Madoff essentially promised customers that he would pick "winning" stocks for them, did not tell them which stocks he would purchase, waited to see which stocks did well, and then falsely reported that he selected stocks that met their investment expectations. The account statements that Madoff sent to his customers were illegitimate tallies of a fraudulent scheme and provide no basis for calculating those customers' net equity. Therefore, the Commission has concluded that the most reasonable way to measure the value of the Madoff customers' net equity is to look to the money those customers invested with Madoff as a proxy for the unspecified investments in securities (the split-strike conversion strategy) Madoff told them he would make for their accounts.

The Commission's recommendation resembles what would likely be the outcome in a private suit by a customer challenging the distribution of assets on the same facts. Although the customer could establish that the broker had committed fraud, and could recover her initial investment (less withdrawals), she would not be able to recover as damages the amounts shown on the final account statements because they were based on fraudulent backdating of trades through hindsight. The fraud did not cause the customer to lose actual proceeds that were (or could have been) the product of legitimate trading. The same principles are relevant in calculating the Madoff customers' net equity under SIPA. In this case, the only reliably determinable transactions are the cash deposits and withdrawals those customers made to and from their brokerage accounts.

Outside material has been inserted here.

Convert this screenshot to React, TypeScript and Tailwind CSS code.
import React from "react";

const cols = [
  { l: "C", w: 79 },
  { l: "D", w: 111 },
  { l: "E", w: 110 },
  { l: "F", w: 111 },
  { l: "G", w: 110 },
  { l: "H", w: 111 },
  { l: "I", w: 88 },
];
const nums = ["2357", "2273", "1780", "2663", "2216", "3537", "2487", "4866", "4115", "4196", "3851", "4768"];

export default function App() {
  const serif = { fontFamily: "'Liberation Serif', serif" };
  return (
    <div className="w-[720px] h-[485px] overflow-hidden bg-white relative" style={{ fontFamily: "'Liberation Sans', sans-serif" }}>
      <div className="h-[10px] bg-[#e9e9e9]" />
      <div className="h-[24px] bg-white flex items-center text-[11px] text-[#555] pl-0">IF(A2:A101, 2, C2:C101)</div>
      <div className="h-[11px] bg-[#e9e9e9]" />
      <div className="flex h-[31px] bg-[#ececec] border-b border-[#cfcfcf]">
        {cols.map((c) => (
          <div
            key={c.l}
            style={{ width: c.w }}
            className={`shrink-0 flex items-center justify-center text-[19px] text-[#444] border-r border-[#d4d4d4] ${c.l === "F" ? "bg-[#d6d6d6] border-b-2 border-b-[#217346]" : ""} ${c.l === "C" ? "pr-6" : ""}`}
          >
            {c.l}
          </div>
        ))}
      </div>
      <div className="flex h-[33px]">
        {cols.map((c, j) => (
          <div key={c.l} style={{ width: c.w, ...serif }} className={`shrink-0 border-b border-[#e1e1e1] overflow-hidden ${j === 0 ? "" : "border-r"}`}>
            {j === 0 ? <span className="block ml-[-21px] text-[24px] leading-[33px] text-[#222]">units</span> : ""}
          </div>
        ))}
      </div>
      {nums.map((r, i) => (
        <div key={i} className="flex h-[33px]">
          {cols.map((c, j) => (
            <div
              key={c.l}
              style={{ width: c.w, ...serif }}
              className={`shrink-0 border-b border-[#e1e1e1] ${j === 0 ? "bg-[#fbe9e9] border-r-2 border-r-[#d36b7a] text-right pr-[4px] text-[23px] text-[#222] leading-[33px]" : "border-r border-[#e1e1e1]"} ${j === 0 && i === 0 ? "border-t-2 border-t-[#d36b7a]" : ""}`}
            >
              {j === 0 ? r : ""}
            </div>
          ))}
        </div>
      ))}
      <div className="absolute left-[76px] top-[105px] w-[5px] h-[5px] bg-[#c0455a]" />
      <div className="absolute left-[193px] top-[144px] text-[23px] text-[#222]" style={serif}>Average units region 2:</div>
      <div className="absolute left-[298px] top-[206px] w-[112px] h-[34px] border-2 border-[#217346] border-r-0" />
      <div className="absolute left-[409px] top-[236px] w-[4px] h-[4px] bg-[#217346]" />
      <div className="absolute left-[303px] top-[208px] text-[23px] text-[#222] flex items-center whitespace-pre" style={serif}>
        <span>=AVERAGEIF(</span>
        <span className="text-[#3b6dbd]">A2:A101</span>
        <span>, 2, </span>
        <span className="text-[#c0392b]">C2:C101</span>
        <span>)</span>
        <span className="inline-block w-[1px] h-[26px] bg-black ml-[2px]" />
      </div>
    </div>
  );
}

By contrast, where a customer directs a broker to buy a specific security, the customer pays for that security, and the broker does not buy the security but sends a false confirmation of the transaction to the customer, the customer presumably could obtain a judgment in a private action requiring the broker either to purchase the missing security for the customer's account or to pay the customer the current market value of the security. On the same facts, a customer's net equity under SIPA would likewise reflect the market value of the security the broker committed to buy, the customer paid for, and the broker-dealer falsely confirmed having purchased. In such a situation, the Trustee would either go into the market and buy the security for the customer's account or credit the customer with the market value of the security as of the filing date.

In addition, it is important to note that basing customers' net equity on the fictitious balances on their final account statements would do nothing to increase the fund of customer property — it would simply reallocate it. It is clear that there will not be enough money in the fund of customer property to pay out the $65 billion that Madoff falsely reported was in customer accounts when the firm failed. The Trustee has estimated that he may be able to recover as much as $8 billion to distribute to claimants. Using the final account statement approach would have the effect of favoring early investors-many of whom withdrew all or more than the principal they invested with Madoff — over later investors — some of whom withdrew little or none of what they invested and will not receive a distribution equal even to their principal.

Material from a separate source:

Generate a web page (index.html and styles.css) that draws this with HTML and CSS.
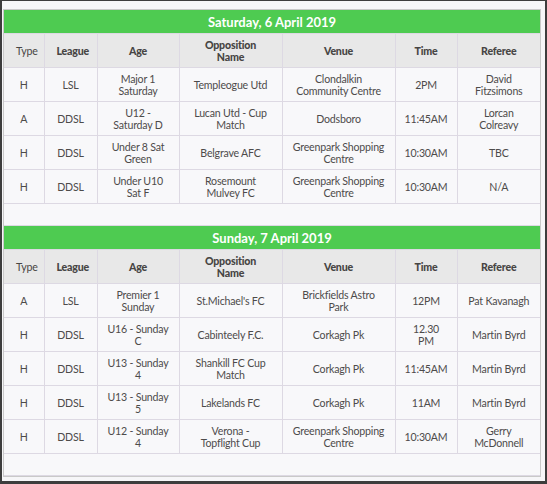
FILE: index.html
```html
<!DOCTYPE html>
<html>
<head>
<meta charset="utf-8">
<link rel="stylesheet" href="styles.css">
</head>
<body>
<div class="frame">
  <div class="panel">
    <table class="fixtures">
      <colgroup>
        <col class="c-type"><col class="c-league"><col class="c-age"><col class="c-opp"><col class="c-venue"><col class="c-time"><col class="c-ref">
      </colgroup>
      <tbody>
        <tr class="day"><td colspan="7">Saturday, 6 April 2019</td></tr>
        <tr class="head"><th class="light">Type</th><th>League</th><th>Age</th><th>Opposition Name</th><th>Venue</th><th>Time</th><th>Referee</th></tr>
        <tr><td>H</td><td>LSL</td><td>Major 1 Saturday</td><td>Templeogue Utd</td><td>Clondalkin Community Centre</td><td>2PM</td><td>David Fitzsimons</td></tr>
        <tr><td>A</td><td>DDSL</td><td>U12 - Saturday D</td><td>Lucan Utd - Cup Match</td><td>Dodsboro</td><td>11:45AM</td><td>Lorcan Colreavy</td></tr>
        <tr><td>H</td><td>DDSL</td><td>Under 8 Sat Green</td><td>Belgrave AFC</td><td>Greenpark Shopping Centre</td><td>10:30AM</td><td>TBC</td></tr>
        <tr><td>H</td><td>DDSL</td><td>Under U10 Sat F</td><td>Rosemount Mulvey FC</td><td>Greenpark Shopping Centre</td><td>10:30AM</td><td>N/A</td></tr>
        <tr class="gap"><td colspan="7"></td></tr>
        <tr class="day"><td colspan="7">Sunday, 7 April 2019</td></tr>
        <tr class="head"><th class="light">Type</th><th>League</th><th>Age</th><th>Opposition Name</th><th>Venue</th><th>Time</th><th>Referee</th></tr>
        <tr><td>A</td><td>LSL</td><td>Premier 1 Sunday</td><td>St.Michael's FC</td><td>Brickfields Astro Park</td><td>12PM</td><td>Pat Kavanagh</td></tr>
        <tr><td>H</td><td>DDSL</td><td>U16 - Sunday C</td><td>Cabinteely F.C.</td><td>Corkagh Pk</td><td>12.30 PM</td><td>Martin Byrd</td></tr>
        <tr><td>H</td><td>DDSL</td><td>U13 - Sunday 4</td><td>Shankill FC Cup Match</td><td>Corkagh Pk</td><td>11:45AM</td><td>Martin Byrd</td></tr>
        <tr><td>H</td><td>DDSL</td><td>U13 - Sunday 5</td><td>Lakelands FC</td><td>Corkagh Pk</td><td>11AM</td><td>Martin Byrd</td></tr>
        <tr><td>H</td><td>DDSL</td><td>U12 - Sunday 4</td><td>Verona - Topflight&nbsp;Cup</td><td>Greenpark Shopping Centre</td><td>10:30AM</td><td>Gerry McDonnell</td></tr>
        <tr class="gap"><td colspan="7"></td></tr>
      </tbody>
    </table>
  </div>
</div>
</body>
</html>
```

FILE: styles.css
```css
html, body {
  margin: 0;
  padding: 0;
}
body {
  width: 547px;
  height: 484px;
  overflow: hidden;
  font-family: "Lato", "Open Sans", sans-serif;
}
.frame {
  box-sizing: border-box;
  width: 547px;
  height: 484px;
  background: #f6f6f8;
  border-left: 2px solid #3d3d3d;
  border-right: 2px solid #3d3d3d;
  border-top: 1px solid #3d3d3d;
  border-bottom: 3px solid #3d3d3d;
  padding: 8px 3px 0 1px;
}
.panel {
  border: 1px solid #c9c9c9;
  background: #f8f8fa;
  width: 536px;
}
.fixtures {
  width: 536px;
  table-layout: fixed;
  border-collapse: collapse;
  font-size: 10.6px;
  letter-spacing: -0.2px;
  color: #4d4b4a;
  line-height: 12px;
}
.c-type { width: 40px; }
.c-league { width: 53px; }
.c-age { width: 82px; }
.c-opp { width: 103px; }
.c-venue { width: 113px; }
.c-time { width: 62px; }
.c-ref { width: 83px; }
.fixtures td, .fixtures th {
  border: 1px solid #ddd9e3;
  text-align: center;
  vertical-align: middle;
  padding: 0 9px;
  height: 33px;
  background: #f8f8fa;
}
.fixtures tr:first-child td { border-top: none; }
.fixtures td:first-child, .fixtures th:first-child { border-left: none; }
.fixtures td:last-child, .fixtures th:last-child { border-right: none; }
.fixtures .day td {
  background: #4ecb51;
  color: #ffffff;
  font-size: 13px;
  letter-spacing: 0;
  font-weight: 700;
  height: 23px;
  padding: 0;
  border-left: none;
  border-right: none;
}
.fixtures .head th {
  background: #e8e8e8;
  font-weight: 900;
  color: #474544;
  padding: 0 12px;
}
.fixtures .head th.light {
  font-weight: 400;
}
.fixtures .gap td {
  height: 21px;
}
```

While the final account statement approach favors earlier customers at the expense of later customers, the SEC is also sensitive to the corresponding fairness concerns under the cash-in/cash-out method. That method of calculating net equity favors later customers at the expense of earlier customers by treating a dollar invested in 1987 as having the same value as a dollar invested in 2007. To illustrate this concern, assume that one claimant invested $100 in the Madoff firm in 1987, a second claimant invested $100 in 2007, and neither withdrew any funds from their accounts. Under the cash-in/cash-out approach advocated by SIPC and the Trustee, the net equity of both claimants would be $100. But because, in basic economic terms, $100 in 1987 dollars is worth $183 in 2007 dollars (http://www.sec.gov/cgi-bin/goodbye.cgi?data.bls.gov/cgi-bin/cpicalc.pl), the claimant who invested $100 in Madoff's firm 21 years before the firm collapsed has suffered a much more substantial real-world loss than a claimant who invested $100 only one year before the collapse.

In the SEC's view, to achieve a fair and economically accurate allocation among Madoff customers who invested and withdrew funds in different historical periods, it is appropriate to convert the dollars invested into "time-equivalent" or constant dollars. This constant-dollar approach is rooted in the classic economic concept of the time value of money and will result in greater fairness across different generations of Madoff investors — in effect, treating early investors and later investors alike in terms of the real economic value of their investments.

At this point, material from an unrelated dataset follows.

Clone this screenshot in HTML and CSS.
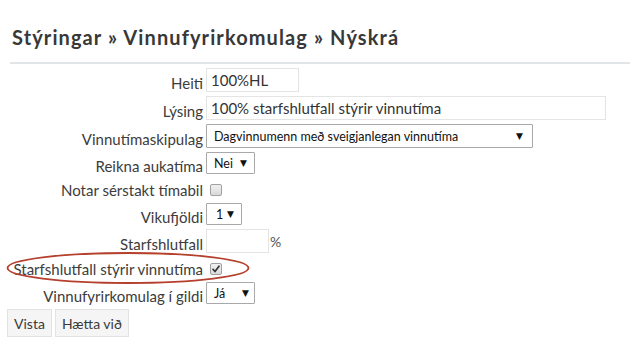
FILE: index.html
```html
<!DOCTYPE html>
<html lang="is">
<head>
<meta charset="utf-8">
<title>Nýskrá</title>
<link rel="stylesheet" href="styles.css">
</head>
<body>
<div class="page">
  <h1 class="title">Stýringar » Vinnufyrirkomulag » Nýskrá</h1>
  <div class="rule"></div>
  <form class="form">
    <label class="lbl">Heiti</label>
    <div class="field"><input class="text w-short" type="text" value="100%HL"></div>

    <label class="lbl">Lýsing</label>
    <div class="field"><input class="text w-long" type="text" value="100% starfshlutfall stýrir vinnutíma"></div>

    <label class="lbl">Vinnutímaskipulag</label>
    <div class="field"><span class="sel sel-wide">Dagvinnumenn með sveigjanlegan vinnutíma</span></div>

    <label class="lbl lbl-sel">Reikna aukatíma</label>
    <div class="field"><span class="sel sel-nei">Nei</span></div>

    <label class="lbl lbl-cb">Notar sérstakt tímabil</label>
    <div class="field field-cb"><span class="cb"></span></div>

    <label class="lbl lbl-sel">Vikufjöldi</label>
    <div class="field"><span class="sel sel-one">1</span></div>

    <label class="lbl">Starfshlutfall</label>
    <div class="field"><input class="text w-pct" type="text" value=""><span class="pct">%</span></div>

    <label class="lbl lbl-cb">Starfshlutfall stýrir vinnutíma</label>
    <div class="field field-cb"><span class="cb"><svg width="8" height="8" viewBox="0 0 8 8"><path d="M1 4.3 L3 6.5 L7 1.2" fill="none" stroke="#333" stroke-width="1.7" stroke-linecap="round" stroke-linejoin="round"/></svg></span></div>

    <label class="lbl lbl-sel">Vinnufyrirkomulag í gildi</label>
    <div class="field"><span class="sel sel-ja">Já</span></div>
  </form>
  <div class="buttons">
    <button class="btn" type="button">Vista</button>
    <button class="btn" type="button">Hætta við</button>
  </div>
  <svg class="circle" width="250" height="40" viewBox="0 0 250 40">
    <ellipse cx="122" cy="16" rx="120.5" ry="15" fill="none" stroke="#b5402e" stroke-width="1.8"/>
  </svg>
</div>
</body>
</html>
```

FILE: styles.css
```css
html, body {
  margin: 0;
  padding: 0;
  background: #ffffff;
}
body {
  font-family: Lato, "Open Sans", sans-serif;
  color: #3a3a3a;
}
.page {
  position: relative;
  width: 632px;
  height: 350px;
  padding: 0 0 0 7px;
  box-sizing: border-box;
}
.title {
  margin: 0;
  padding: 25px 0 0 5px;
  font-size: 20px;
  font-weight: 700;
  letter-spacing: 1.1px;
  line-height: 24px;
  color: #383838;
}
.rule {
  margin: 13px 2px 0 3px;
  height: 2px;
  background: #e0e6e8;
}
.form {
  display: grid;
  grid-template-columns: 196px 1fr;
  column-gap: 3px;
  row-gap: 4px;
  margin-top: 4px;
}
.lbl {
  justify-self: end;
  align-self: end;
  font-size: 15px;
  line-height: 18px;
  color: #3c3c3c;
  white-space: nowrap;
}
.lbl-sel {
  margin-bottom: -1px;
}
.lbl-cb {
  margin-bottom: 0;
}
.field {
  display: flex;
  align-items: center;
}
.field-cb {
  height: 21px;
}
.text {
  height: 24px;
  box-sizing: border-box;
  border: 1px solid #e4e4e4;
  padding: 0 0 0 4px;
  margin: 0;
  font-family: Lato, sans-serif;
  font-size: 15px;
  color: #333;
  background: #fff;
  outline: none;
}
.w-short { width: 93px; }
.w-long { width: 400px; }
.w-pct { width: 63px; }
.pct {
  font-size: 14px;
  color: #555;
  margin-left: 1px;
}
.sel {
  position: relative;
  display: flex;
  align-items: center;
  box-sizing: border-box;
  height: 22px;
  border: 1px solid #a9a9a9;
  border-radius: 1px;
  padding-left: 7px;
  font-size: 12.5px;
  color: #111;
  background: #fff;
}
.sel::after {
  content: "▼";
  position: absolute;
  right: 7px;
  top: 4px;
  font-family: "DejaVu Sans", sans-serif;
  font-size: 9px;
  line-height: 12px;
  color: #111;
}
.sel-wide { width: 327px; height: 24px; }
.sel-wide::after { right: 9px; top: 5px; }
.sel-nei { width: 49px; }
.sel-one { width: 36px; padding-left: 9px; }
.sel-one::after { right: 7px; }
.sel-ja { width: 49px; }
.sel-ja::after { right: 5px; }
.cb {
  display: flex;
  align-items: center;
  justify-content: center;
  width: 12px;
  height: 12px;
  box-sizing: border-box;
  margin-left: 4px;
  margin-top: 2px;
  border: 1px solid #a0a0a0;
  border-radius: 2px;
  background: linear-gradient(#f0f0f0, #dadada);
}
.buttons {
  display: flex;
  gap: 3px;
  margin-top: 5px;
}
.btn {
  height: 28px;
  box-sizing: border-box;
  padding: 0 6px;
  border: 1px solid #e2e2e2;
  border-radius: 0;
  background: #f5f5f5;
  font-family: Lato, sans-serif;
  font-size: 14px;
  color: #3a3a3a;
}
.circle {
  position: absolute;
  left: 6px;
  top: 252px;
}
```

The issue of calculating net equity in constant dollars has not arisen before in SIPA cases, probably because many Ponzi-type schemes are of relatively short duration, and the inequity among those who invested at different points in time is less striking. But the Madoff fraud — which lasted for 20-plus years — puts this issue into stark relief. In light of the silence of SIPA regarding the payment of interest and of a Court of Appeals decision1 suggesting, in a distinct factual circumstance, that interest may not be applied to customer claims under SIPA, the Commission considered whether calculating net equity in constant dollars would be inconsistent with that case. Under the facts of this case, the Commission believes that the use of constant dollars can be distinguished from the payment of interest discussed in that Sixth Circuit case and that the best reading of SIPA and the cases interpreting it is that net equity here should be calculated in constant dollars.

It also is the Commission's view that the constant-dollar method will have limited application to the calculation of net equity in other liquidations under SIPA. In a SIPA liquidation, a claimant's net equity is determined by calculating the net value on the filing date of the securities positions and cash shown on the books and records of the broker-dealer. Where the claimant's account statement and the books and records of the broker-dealer are consistent, there is no need to adjust that net equity value for inflation, because it is determined in current dollars as of the filing date. Calculating net equity in constant dollars should be necessary only where (1) the customer has a claim for securities, and (2) the claimant's account statement does not match the books and records of the broker-dealer either because (a) the securities are fictitious, or (b) the securities positions were the product of a fraudulent scheme. In calculating the customer's net equity under these circumstances, as in New Times, the money that the customer gave the firm to purchase securities serves as a proxy for the securities positions that were not and — critically — could not legitimately have been purchased. When the customer's net equity is calculated using cash as a proxy for securities positions, it is appropriate to calculate net equity in constant dollars.

Conclusion

The Madoff case poses difficult questions regarding the appropriate method for calculating the value of customers' claims in the absence of clear direction from either the statute or existing case law. The Commission's recommendation to the bankruptcy court is based on a determination that calculating the net equity of Madoff customer accounts using a constant-dollar, cash-in/cash-out method is most consistent with the purposes of the statute and provides the greatest degree of fairness.

I thank you again for the opportunity to appear before you today. I would be pleased to answer any questions you may have.